〇さて、大喜びで主イエスを家に迎えたザーカイは、その結果どうなったのかといいますと・・

・:8 ザーカイは立ち上がり、主に言った。「主よ、ご覧ください。私は財産の半分を貧しい人たちに施します。 だれかから脅し取った物があれば、四倍にして返します。」このように申し上げます。

・この言葉は、彼が、「私は今ままで、人々から税金と称して多額の金銭をかき集めていた、そういう人間でした。」という己れの罪の告白でした。

・またこの言葉は・・、「これから私は、そういう生き方とは、丁度180度反対の方向に生きてゆく者になります!」決心の表明でもあったのです。

・そうです。主イエス・キリストとの個人的な交わりを与えられたザーカイは、新しい人に生まれ変わったのでした・・。

・新しく生まれ変わった彼の内側には、新しい喜びが生まれました。 

・それまでのザーカイは、その名前の意味と、実生活が大きく矛盾していたのです。そして、その自己矛盾に彼は苦しんでいました。しかし主イエス・キリストをお迎えしたこの日から彼はその矛盾から解放されたのでした。ですからこの彼の言葉は、歓喜の言葉でもあったのです。 

⑥今日のこの聖書個所から私たちはもう一つ大事なことを読み取らなければならないと思います。

・このとき、主イエスは、このエリコという街にやってきたのですけれども・・エリコにいる、すべての人の救い主として・・やってきた・・という感じではありませんでした。

・「エリコにいる皆さん!私は、ただいま紹介されたイエスであります。きょうは、エリコにいるみなさんを・・罪と死の空しい世界から救い出すために・・こちらにやってまいりました・・」こんなことはおっしゃいませんでした。

・そうではありませんで・・主イエスは、一人の・・木に登っている男に向かって・・ 
「ザーカイ!急いで降りて来なさい。・・きょうは、あなたの家に泊まる事にしてあるから。」と、言われるのでした。 私は・・ここに感動します。 

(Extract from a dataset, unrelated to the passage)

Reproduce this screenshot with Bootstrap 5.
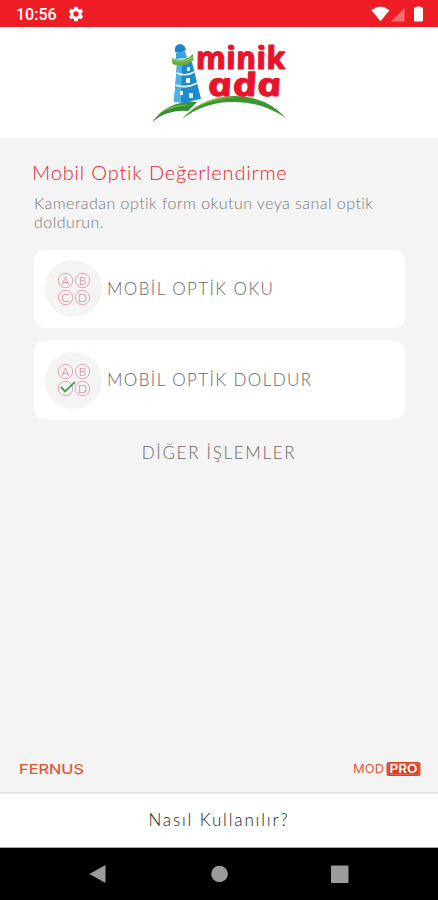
<!DOCTYPE html>
<html lang="tr">
<head>
<meta charset="utf-8">
<meta name="viewport" content="width=device-width, initial-scale=1">
<title>Minik Ada</title>
<link href="https://cdn.jsdelivr.net/npm/bootstrap@5.3.0/dist/css/bootstrap.min.css" rel="stylesheet">
<style>
body{font-family:Lato,"Open Sans",sans-serif;font-weight:300;font-variant-ligatures:none;background:#f4f4f4;height:900px;overflow:hidden}
svg{display:block;flex:none}
.statusbar{height:27px;background:#ee1d25;padding:0 14px 0 16px}
.clock{font:500 16px/27px Roboto,sans-serif;width:41px;white-space:nowrap;padding-top:2px}
.gear{margin-left:11px}
.brand{height:111px}
.intro{padding:22px 32px 0}
.heading{font-size:20px;line-height:24px;font-weight:300;color:#e6242c;letter-spacing:.82px;margin:0 0 10px;white-space:nowrap}
.hint{font-size:16px;line-height:18.5px;color:#777;letter-spacing:.46px;margin:0 0 18.5px 2px;white-space:nowrap}
.choice{height:78px;margin:0 1px 13.5px 2px;border-radius:11px;padding:0 11px}
.disc{width:57px;height:57px;background:#f4f4f4}
.label{font-size:17px;color:#666;letter-spacing:1.4px;margin-left:5px;white-space:nowrap;line-height:24px}
.more{color:#666;font-size:17px;letter-spacing:1.7px;line-height:24px;margin-top:22px}
.logos{padding:0 17px 15px 19px}
.howto{height:56px;border-top:2px solid #e6e6e6;border-bottom:1px solid #aaa;font-size:17px;color:#222;letter-spacing:1.85px;padding-bottom:2px}
.navkeys{height:52px;background:#000}
</style>
<script src="https://cdn.jsdelivr.net/npm/bootstrap@5.3.0/dist/js/bootstrap.bundle.min.js"></script>
</head>
<body class="d-flex flex-column">
<header class="statusbar d-flex align-items-center text-white">
  <div class="clock">10:56</div>
  <svg class="gear" width="16" height="16" viewBox="0 0 24 24" fill="#fff"><path fill-rule="evenodd" d="M9.500 1h5l.6 3.200 2 1.200 3.100-1.100 2.500 4.300-2.500 2.200v2.400l2.500 2.200-2.500 4.300-3.100-1.100-2 1.200-.6 3.200h-5l-.6-3.200-2-1.200-3.100 1.100-2.500-4.300 2.500-2.200v-2.400L1.300 8.600l2.500-4.300 3.100 1.100 2-1.200zM12 8a4 4 0 1 0 0 8 4 4 0 0 0 0-8z"/></svg>
  <svg class="ms-auto" width="54" height="18" viewBox="0 0 54 18" fill="#fff"><path d="M1.500 5.200Q10.500-2 19.500 5.200L10.500 16.200z"/><path d="M34.500 3v13.500H21z" opacity=".35"/><path d="M44.500 2.500h2V1.500h4v1h2q.5 0 .5 1v12q0 1-1 1h-7q-1 0-1-1v-12q0-1 .5-1z"/></svg>
</header>
<section class="brand bg-white d-flex justify-content-center">
  <svg width="150" height="95" viewBox="0 0 150 95" class="mt-2">
    <path d="M8 87Q25 65 53 67L44 76Q24 74 8 87z" fill="#37902f"/>
    <path d="M13 80Q28 67 48 70Q27 71 13 80z" fill="#72b843"/>
    <path d="M38 84Q58 62 90 61Q122 61 142 83Q118 67 91 67Q62 66 38 84z" fill="#3d972f"/>
    <path d="M44 77Q65 61 91 62Q65 64 44 77z" fill="#79bd43"/>
    <path d="M31 17Q30 11 34 9.500Q38 8 41 12L42 15L36 18z" fill="#1687cf"/>
    <path d="M32 18L41 16L43 23L32 24z" fill="#3ba3dc"/>
    <path d="M33 29L48 27L57 64Q49 65 43 68L30 67z" fill="#1c8ace"/>
    <path d="M33 29L38 29L37 67L30 67z" fill="#4db2e6"/>
    <path d="M32.500 38Q42 42 50 37M31.500 50Q42 54 53.500 48" stroke="#fff" stroke-width="1.600" fill="none"/>
    <path d="M43 32h3v4h-3zM42 43h4v5h-4zM36 56h3v4h-3zM45 58h4v5h-4z" fill="#e8f7ff"/>
    <path d="M28 23Q39 28 49 19L49.500 25Q40 34 28.500 29z" fill="#66ab3b"/>
    <path d="M29 24.500Q39 29 49 22" stroke="#a5d27c" stroke-width="1" fill="none"/>
    <g fill="#e9142b" stroke="#e9142b" stroke-width="1" stroke-linejoin="round" font-family="Open Sans,sans-serif" font-weight="700" font-style="italic">
      <text transform="translate(53.500 33.500) skewX(12)" x="0" y="0" font-size="31.500" textLength="89.500" lengthAdjust="spacingAndGlyphs">minik</text>
      <text transform="translate(65.500 61) skewX(12)" x="0" y="0" font-size="32" textLength="74" lengthAdjust="spacingAndGlyphs">ada</text>
    </g>
  </svg>
</section>
<main class="intro flex-grow-1">
  <h1 class="heading">Mobil Optik Değerlendirme</h1>
  <p class="hint">Kameradan optik form okutun veya sanal optik<br>doldurun.</p>
  <div class="choice bg-white d-flex align-items-center">
    <div class="disc rounded-circle d-flex align-items-center justify-content-center">
      <svg width="34" height="34" viewBox="0 0 34 34" fill="none" stroke="#e4a4ae"><circle cx="8.500" cy="8.500" r="7.200"/><circle cx="25.500" cy="8.500" r="7.200"/><circle cx="8.500" cy="25.500" r="7.200"/><circle cx="25.500" cy="25.500" r="7.200"/><g fill="#d8707f" stroke="none" font-size="12" text-anchor="middle"><text x="8.500" y="12.800">A</text><text x="25.500" y="12.800">B</text><text x="8.500" y="29.800">C</text><text x="25.500" y="29.800">D</text></g></svg>
    </div>
    <span class="label">MOBİL OPTİK OKU</span>
  </div>
  <div class="choice bg-white d-flex align-items-center">
    <div class="disc rounded-circle d-flex align-items-center justify-content-center">
      <svg width="34" height="34" viewBox="0 0 34 34" fill="none" stroke="#e4a4ae"><circle cx="8.500" cy="8.500" r="7.200"/><circle cx="25.500" cy="8.500" r="7.200"/><circle cx="8.500" cy="25.500" r="7.200"/><circle cx="25.500" cy="25.500" r="7.200"/><g fill="#d8707f" stroke="none" font-size="12" text-anchor="middle"><text x="8.500" y="12.800">A</text><text x="25.500" y="12.800">B</text><text x="25.500" y="29.800">D</text></g><path d="M4 24l4 4.500L18 19" stroke="#45a455" stroke-width="1.900"/></svg>
    </div>
    <span class="label">MOBİL OPTİK DOLDUR</span>
  </div>
  <div class="more text-center">DİĞER İŞLEMLER</div>
</main>
<div class="logos d-flex justify-content-between align-items-center">
  <svg width="66" height="16" viewBox="0 0 66 16"><text x="0" y="12.500" font-family="Inter,sans-serif" font-size="13.500" font-weight="400" fill="#e2532f" stroke="#e2532f" stroke-width=".2" textLength="65" lengthAdjust="spacingAndGlyphs">FERNUS</text></svg>
  <svg width="69" height="16" viewBox="0 0 69 16" font-family="Inter,sans-serif"><text x="1" y="12.300" font-size="12" font-weight="400" fill="#de5b42" textLength="31" lengthAdjust="spacingAndGlyphs">MOD</text><rect x="34.500" y="1" width="34" height="14" rx="2.500" fill="#da3e24"/><rect x="36" y="2.500" width="31" height="11" rx="1.500" fill="none" stroke="#ef9b88" stroke-width=".5"/><text x="37.500" y="12.300" font-size="12" font-weight="600" fill="#fff" textLength="28" lengthAdjust="spacingAndGlyphs">PRO</text></svg>
</div>
<div class="howto bg-white d-flex align-items-center justify-content-center">Nasıl Kullanılır?</div>
<nav class="navkeys d-flex justify-content-center">
  <svg width="260" height="52" viewBox="0 0 260 52" fill="#9c9c9c"><path d="M.5 26L16.500 17v18z"/><circle cx="130.500" cy="26" r="8.300"/><rect x="242" y="17.500" width="17.500" height="17.500" rx="1"/></svg>
</nav>
</body>
</html>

・何でそんなことに感動するのか・・と、思われる方もおられるかもしれません・。

・よく、選挙に当選して政治家になりたいという方々が、こんな言い方をしていることをお聞きになったことがあるのではないでしょうか・・。
「私は、日本全国民の為に尽くしたいと思います。」とか・・「私は全人類の為に・・」とか・・

・しかしそういう言い方をしてゆく人たちの所に、果たして真実なものはあるのでしょうか・・。

・しかし主イエス・キリストは、そういう人たちの思いとは、ちょうど「真逆」でした。

・主イエス・キリストは、まるで街にこのザーカイしかいないかのように、彼を見つめ、彼の名前を呼んでゆかれたのでした。

・そうです。 救い主イエス・キリストこの方の、愛の容(かたち)は、このように、私たち一人一人を見つめ、そして、その私たち一人一人の名を呼んでゆかれる、そういう容(かたち)の愛なのです・・。

〇イザヤ書43:1にはこのように書かれてあります。
「わたしはあなたの名を呼んだ。あなたはわたしのもの。」

・これは、大宇宙の中にあって、誠に小さな存在である私たち一人一人に、神さまは、かけがえのない一人一人としてしっかりと見つめおられる。 そして、その神さまはその一人一人の名を呼んでゆかれる方なのです。こういう意味です。

・そうです。きょうも、主は、あなたの名を呼んでおられるのです。

・私たちは、今週も引き続き、個人的で、特別で、一方的な、主イエスキリストの、その眼差しの中にある・・その喜びを心に秘めながら、一歩一歩、この方を仰ぎつつ、前進してゆきたいと思います。